She’s so cold!

Student 1: [Mrs. Crumpett], what’s the wifi password?
Me: I won’t give it to you.
Student 1 (whining): Please, please, please… (repeated…)
Me: I don’t give it to any student! [Student 2] is like a son to me and I won’t give him the password either.
Student 2 (very seriously): Yeah, she love me, but she cold!



One kid is in awe of me strictly because I have more (and better!) tattoos than him. I love it! That probably makes me a bad person, but I don’t care lol Last year, he and I tied for the “Best tattoos” in the yearbook. It was fantastic! 

His definition vs. My definition

Chronically tardy student: I’m always in class on time.
Me: Showing up with 10 minutes left is not on time.
C.T.S.: Yes it is.
Me: I think your definition of “on time” and my definition of “on time” are very different.
C.T.S.: (thinks that’s the funniest thing he’s heard. ever. lol)

-2 + 2 = ?

I’m having my Pre-Algebra class watch one of my favorite movies, Stand and Deliver. In an early scene, Mr. Escalante asks, “Fill the hole. What is -2+2?”

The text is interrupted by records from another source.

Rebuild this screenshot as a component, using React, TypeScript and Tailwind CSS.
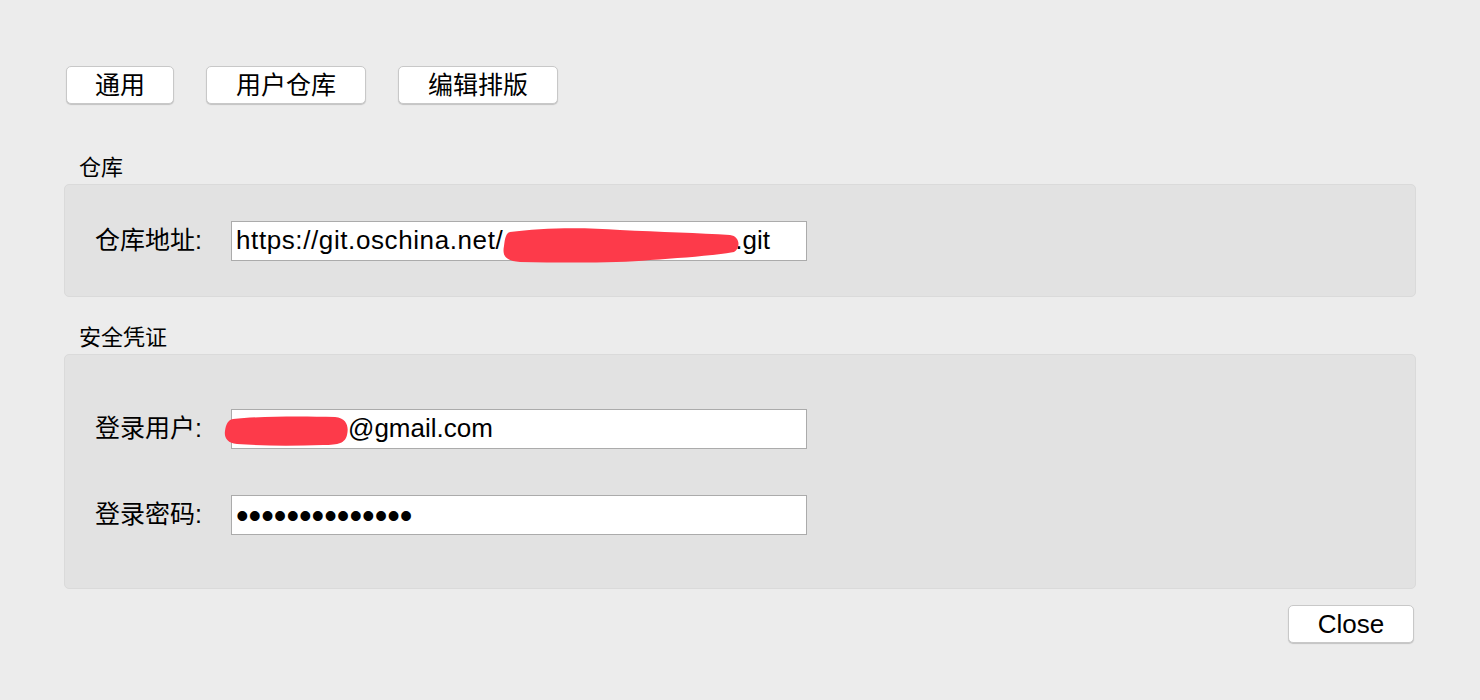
import React from "react";

const font = { fontFamily: '"Liberation Sans", "Noto Sans CJK SC", sans-serif' };

const tabs: { label: string; width: string }[] = [
  { label: "通用", width: "w-[108px]" },
  { label: "用户仓库", width: "w-[160px]" },
  { label: "编辑排版", width: "w-[160px]" },
];

const MacButton: React.FC<{ label: string; className?: string }> = ({ label, className = "" }) => (
  <button
    className={`h-[38px] rounded-[5px] bg-white border border-[#c8c8c8] shadow-[0_1px_1px_rgba(0,0,0,0.18)] text-black leading-none ${className}`}
  >
    {label}
  </button>
);

const Field: React.FC<{ label: string; children: React.ReactNode }> = ({ label, children }) => (
  <div className="flex items-center">
    <div className="w-[136px] text-[25px] text-black leading-none">{label}</div>
    <div className="relative w-[576px] h-[40px] bg-white border border-[#ababab] flex items-center pl-[4px] text-[26px] text-black">
      {children}
    </div>
  </div>
);

const App: React.FC = () => {
  return (
    <div className="w-[1480px] h-[700px] bg-[#ececec] px-[64px] pt-[66px]" style={font}>
      {/* Tabs */}
      <div className="flex gap-[32px] pl-[2px]">
        {tabs.map((t) => (
          <MacButton key={t.label} label={t.label} className={`${t.width} text-[25px]`} />
        ))}
      </div>

      {/* 仓库 */}
      <div className="mt-[52px] pl-[15px] text-[22px] leading-[24px] text-black">仓库</div>
      <div className="mt-[4px] h-[113px] rounded-[5px] bg-[#e2e2e2] border border-[#dadada] flex items-center pl-[30px]">
        <Field label="仓库地址:">
          <span className="tracking-[0.6px]">https://git.oschina.net/</span>
          <span className="inline-block w-[232px]" />
          <span>.git</span>
          <svg className="absolute left-[268px] top-[4px]" width="246" height="38" viewBox="0 0 246 38">
            <path
              d="M10 6 C40 2 80 1 120 4 C160 6 200 7 230 9 C240 10 241 22 234 26 C210 30 180 32 150 34 C120 37 70 37 20 36 C6 35 2 30 4 20 C5 12 6 7 10 6 Z"
              fill="#fd3a4a"
            />
          </svg>
        </Field>
      </div>

      {/* 安全凭证 */}
      <div className="mt-[29px] pl-[15px] text-[22px] leading-[24px] text-black">安全凭证</div>
      <div className="mt-[4px] h-[235px] rounded-[5px] bg-[#e2e2e2] border border-[#dadada] flex flex-col justify-center gap-[46px] pl-[30px]">
        <Field label="登录用户:">
          <span className="inline-block w-[112px]" />
          <span>@gmail.com</span>
          <svg className="absolute left-[-9px] top-[5px]" width="128" height="32" viewBox="0 0 128 32">
            <path
              d="M10 4 C40 1 80 1 112 2 C124 3 126 12 124 20 C122 28 116 30 100 30 C70 31 40 31 14 29 C4 28 1 22 2 16 C3 9 5 5 10 4 Z"
              fill="#fd3a4a"
            />
          </svg>
        </Field>
        <Field label="登录密码:">
          <span className="text-[36px] leading-none relative top-[1px]">••••••••••••••</span>
        </Field>
      </div>

      {/* Footer */}
      <div className="mt-[16px] flex justify-end pr-[2px]">
        <MacButton label="Close" className="w-[126px] text-[26px]" />
      </div>
    </div>
  );
};

export default App;
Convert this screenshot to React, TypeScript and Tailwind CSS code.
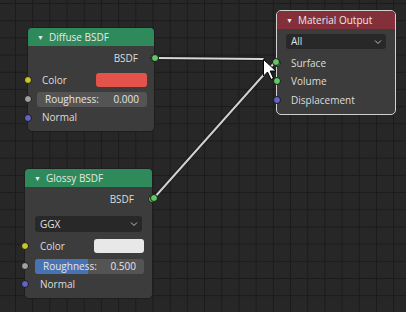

No one can answer. He gets to Lou Diamond Philips character and one of my students starts cheering him on, “The answer is zero. Please don’t say 2! Don’t say 2!”

Hood Music

A student explains to me why, although Math is more boring than English, Math is a less boring class,

“‘Cuz you play hood music! [English teacher] plays that {sings in a falsetto soprano opera ditty} music which makes me {fakes a gigantic yawn}.”